- [WORK INSTRUCTIONS]
All of the data should be repeated exactly; pictures are not part of the copy.

>> START MATERIAL

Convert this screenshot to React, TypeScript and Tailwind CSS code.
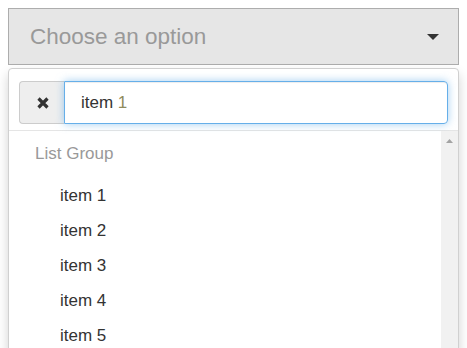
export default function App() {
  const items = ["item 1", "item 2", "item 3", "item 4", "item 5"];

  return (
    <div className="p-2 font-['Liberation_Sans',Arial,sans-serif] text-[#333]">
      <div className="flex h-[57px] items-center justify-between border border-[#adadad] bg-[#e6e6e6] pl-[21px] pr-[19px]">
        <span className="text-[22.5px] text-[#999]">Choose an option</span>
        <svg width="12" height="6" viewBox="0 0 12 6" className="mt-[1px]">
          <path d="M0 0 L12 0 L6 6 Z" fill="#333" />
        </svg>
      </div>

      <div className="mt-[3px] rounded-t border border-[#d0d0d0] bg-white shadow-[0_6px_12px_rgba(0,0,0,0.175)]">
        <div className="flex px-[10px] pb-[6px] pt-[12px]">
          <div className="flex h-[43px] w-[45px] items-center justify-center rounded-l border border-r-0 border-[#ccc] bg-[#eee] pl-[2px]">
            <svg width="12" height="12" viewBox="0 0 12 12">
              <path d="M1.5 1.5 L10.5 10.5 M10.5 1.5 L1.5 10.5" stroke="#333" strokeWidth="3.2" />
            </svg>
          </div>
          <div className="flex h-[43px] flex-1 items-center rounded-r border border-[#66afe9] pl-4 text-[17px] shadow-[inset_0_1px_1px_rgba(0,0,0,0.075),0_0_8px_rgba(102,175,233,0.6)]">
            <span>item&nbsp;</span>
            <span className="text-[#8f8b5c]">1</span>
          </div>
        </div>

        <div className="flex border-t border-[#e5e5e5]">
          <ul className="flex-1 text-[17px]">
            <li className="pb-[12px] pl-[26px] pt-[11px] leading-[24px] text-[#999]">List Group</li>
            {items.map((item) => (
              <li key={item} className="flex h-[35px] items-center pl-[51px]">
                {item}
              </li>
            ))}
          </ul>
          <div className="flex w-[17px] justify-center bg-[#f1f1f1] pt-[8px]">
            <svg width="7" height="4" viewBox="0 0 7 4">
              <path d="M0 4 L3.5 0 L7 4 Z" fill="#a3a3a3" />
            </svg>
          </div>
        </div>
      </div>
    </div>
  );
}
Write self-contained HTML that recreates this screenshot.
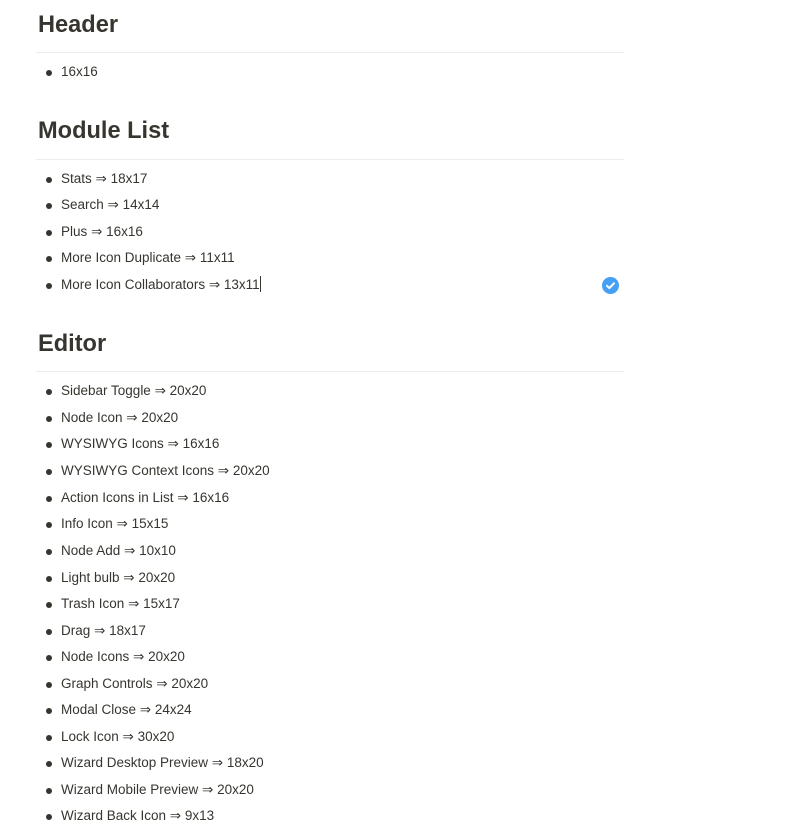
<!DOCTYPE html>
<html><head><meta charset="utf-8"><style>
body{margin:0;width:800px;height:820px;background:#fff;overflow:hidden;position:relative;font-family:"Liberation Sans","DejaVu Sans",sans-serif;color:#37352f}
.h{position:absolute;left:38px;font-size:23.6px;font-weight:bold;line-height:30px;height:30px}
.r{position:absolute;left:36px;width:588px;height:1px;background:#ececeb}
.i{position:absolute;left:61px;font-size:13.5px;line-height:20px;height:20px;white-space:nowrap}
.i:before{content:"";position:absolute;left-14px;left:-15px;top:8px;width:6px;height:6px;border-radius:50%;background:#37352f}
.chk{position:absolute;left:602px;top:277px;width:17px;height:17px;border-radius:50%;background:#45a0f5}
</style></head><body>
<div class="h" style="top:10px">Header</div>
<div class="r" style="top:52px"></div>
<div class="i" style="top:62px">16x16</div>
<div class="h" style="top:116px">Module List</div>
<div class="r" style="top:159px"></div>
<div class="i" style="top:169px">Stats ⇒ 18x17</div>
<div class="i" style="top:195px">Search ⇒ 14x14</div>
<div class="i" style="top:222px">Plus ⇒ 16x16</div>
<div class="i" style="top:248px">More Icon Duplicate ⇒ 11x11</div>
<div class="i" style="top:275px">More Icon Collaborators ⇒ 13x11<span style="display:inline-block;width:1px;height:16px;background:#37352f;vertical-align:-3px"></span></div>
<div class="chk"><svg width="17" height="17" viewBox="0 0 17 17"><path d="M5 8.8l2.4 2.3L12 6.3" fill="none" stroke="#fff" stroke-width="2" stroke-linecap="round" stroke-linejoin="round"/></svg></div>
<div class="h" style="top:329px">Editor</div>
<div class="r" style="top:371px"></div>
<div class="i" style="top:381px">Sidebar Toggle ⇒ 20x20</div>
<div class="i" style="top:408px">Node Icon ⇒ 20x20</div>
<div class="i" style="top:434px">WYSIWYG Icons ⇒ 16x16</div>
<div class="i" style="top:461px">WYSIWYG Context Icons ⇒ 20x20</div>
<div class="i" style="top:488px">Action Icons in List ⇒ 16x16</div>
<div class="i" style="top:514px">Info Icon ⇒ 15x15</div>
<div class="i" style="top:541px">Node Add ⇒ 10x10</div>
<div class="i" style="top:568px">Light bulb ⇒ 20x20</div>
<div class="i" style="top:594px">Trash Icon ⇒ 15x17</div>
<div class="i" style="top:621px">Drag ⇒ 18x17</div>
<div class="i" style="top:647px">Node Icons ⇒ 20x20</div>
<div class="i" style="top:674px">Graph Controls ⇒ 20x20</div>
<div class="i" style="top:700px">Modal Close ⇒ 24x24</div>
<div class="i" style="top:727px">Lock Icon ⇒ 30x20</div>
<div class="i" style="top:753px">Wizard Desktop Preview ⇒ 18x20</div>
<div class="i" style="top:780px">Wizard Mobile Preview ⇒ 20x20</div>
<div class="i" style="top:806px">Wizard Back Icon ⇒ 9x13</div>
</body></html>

>> END MATERIAL

- [TASK RESULT]
Convert this screenshot to React, TypeScript and Tailwind CSS code.
export default function App() {
  const items = ["item 1", "item 2", "item 3", "item 4", "item 5"];

  return (
    <div className="p-2 font-['Liberation_Sans',Arial,sans-serif] text-[#333]">
      <div className="flex h-[57px] items-center justify-between border border-[#adadad] bg-[#e6e6e6] pl-[21px] pr-[19px]">
        <span className="text-[22.5px] text-[#999]">Choose an option</span>
        <svg width="12" height="6" viewBox="0 0 12 6" className="mt-[1px]">
          <path d="M0 0 L12 0 L6 6 Z" fill="#333" />
        </svg>
      </div>

      <div className="mt-[3px] rounded-t border border-[#d0d0d0] bg-white shadow-[0_6px_12px_rgba(0,0,0,0.175)]">
        <div className="flex px-[10px] pb-[6px] pt-[12px]">
          <div className="flex h-[43px] w-[45px] items-center justify-center rounded-l border border-r-0 border-[#ccc] bg-[#eee] pl-[2px]">
            <svg width="12" height="12" viewBox="0 0 12 12">
              <path d="M1.5 1.5 L10.5 10.5 M10.5 1.5 L1.5 10.5" stroke="#333" strokeWidth="3.2" />
            </svg>
          </div>
          <div className="flex h-[43px] flex-1 items-center rounded-r border border-[#66afe9] pl-4 text-[17px] shadow-[inset_0_1px_1px_rgba(0,0,0,0.075),0_0_8px_rgba(102,175,233,0.6)]">
            <span>item&nbsp;</span>
            <span className="text-[#8f8b5c]">1</span>
          </div>
        </div>

        <div className="flex border-t border-[#e5e5e5]">
          <ul className="flex-1 text-[17px]">
            <li className="pb-[12px] pl-[26px] pt-[11px] leading-[24px] text-[#999]">List Group</li>
            {items.map((item) => (
              <li key={item} className="flex h-[35px] items-center pl-[51px]">
                {item}
              </li>
            ))}
          </ul>
          <div className="flex w-[17px] justify-center bg-[#f1f1f1] pt-[8px]">
            <svg width="7" height="4" viewBox="0 0 7 4">
              <path d="M0 4 L3.5 0 L7 4 Z" fill="#a3a3a3" />
            </svg>
          </div>
        </div>
      </div>
    </div>
  );
}
Write self-contained HTML that recreates this screenshot.
<!DOCTYPE html>
<html><head><meta charset="utf-8"><style>
body{margin:0;width:800px;height:820px;background:#fff;overflow:hidden;position:relative;font-family:"Liberation Sans","DejaVu Sans",sans-serif;color:#37352f}
.h{position:absolute;left:38px;font-size:23.6px;font-weight:bold;line-height:30px;height:30px}
.r{position:absolute;left:36px;width:588px;height:1px;background:#ececeb}
.i{position:absolute;left:61px;font-size:13.5px;line-height:20px;height:20px;white-space:nowrap}
.i:before{content:"";position:absolute;left-14px;left:-15px;top:8px;width:6px;height:6px;border-radius:50%;background:#37352f}
.chk{position:absolute;left:602px;top:277px;width:17px;height:17px;border-radius:50%;background:#45a0f5}
</style></head><body>
<div class="h" style="top:10px">Header</div>
<div class="r" style="top:52px"></div>
<div class="i" style="top:62px">16x16</div>
<div class="h" style="top:116px">Module List</div>
<div class="r" style="top:159px"></div>
<div class="i" style="top:169px">Stats ⇒ 18x17</div>
<div class="i" style="top:195px">Search ⇒ 14x14</div>
<div class="i" style="top:222px">Plus ⇒ 16x16</div>
<div class="i" style="top:248px">More Icon Duplicate ⇒ 11x11</div>
<div class="i" style="top:275px">More Icon Collaborators ⇒ 13x11<span style="display:inline-block;width:1px;height:16px;background:#37352f;vertical-align:-3px"></span></div>
<div class="chk"><svg width="17" height="17" viewBox="0 0 17 17"><path d="M5 8.8l2.4 2.3L12 6.3" fill="none" stroke="#fff" stroke-width="2" stroke-linecap="round" stroke-linejoin="round"/></svg></div>
<div class="h" style="top:329px">Editor</div>
<div class="r" style="top:371px"></div>
<div class="i" style="top:381px">Sidebar Toggle ⇒ 20x20</div>
<div class="i" style="top:408px">Node Icon ⇒ 20x20</div>
<div class="i" style="top:434px">WYSIWYG Icons ⇒ 16x16</div>
<div class="i" style="top:461px">WYSIWYG Context Icons ⇒ 20x20</div>
<div class="i" style="top:488px">Action Icons in List ⇒ 16x16</div>
<div class="i" style="top:514px">Info Icon ⇒ 15x15</div>
<div class="i" style="top:541px">Node Add ⇒ 10x10</div>
<div class="i" style="top:568px">Light bulb ⇒ 20x20</div>
<div class="i" style="top:594px">Trash Icon ⇒ 15x17</div>
<div class="i" style="top:621px">Drag ⇒ 18x17</div>
<div class="i" style="top:647px">Node Icons ⇒ 20x20</div>
<div class="i" style="top:674px">Graph Controls ⇒ 20x20</div>
<div class="i" style="top:700px">Modal Close ⇒ 24x24</div>
<div class="i" style="top:727px">Lock Icon ⇒ 30x20</div>
<div class="i" style="top:753px">Wizard Desktop Preview ⇒ 18x20</div>
<div class="i" style="top:780px">Wizard Mobile Preview ⇒ 20x20</div>
<div class="i" style="top:806px">Wizard Back Icon ⇒ 9x13</div>
</body></html>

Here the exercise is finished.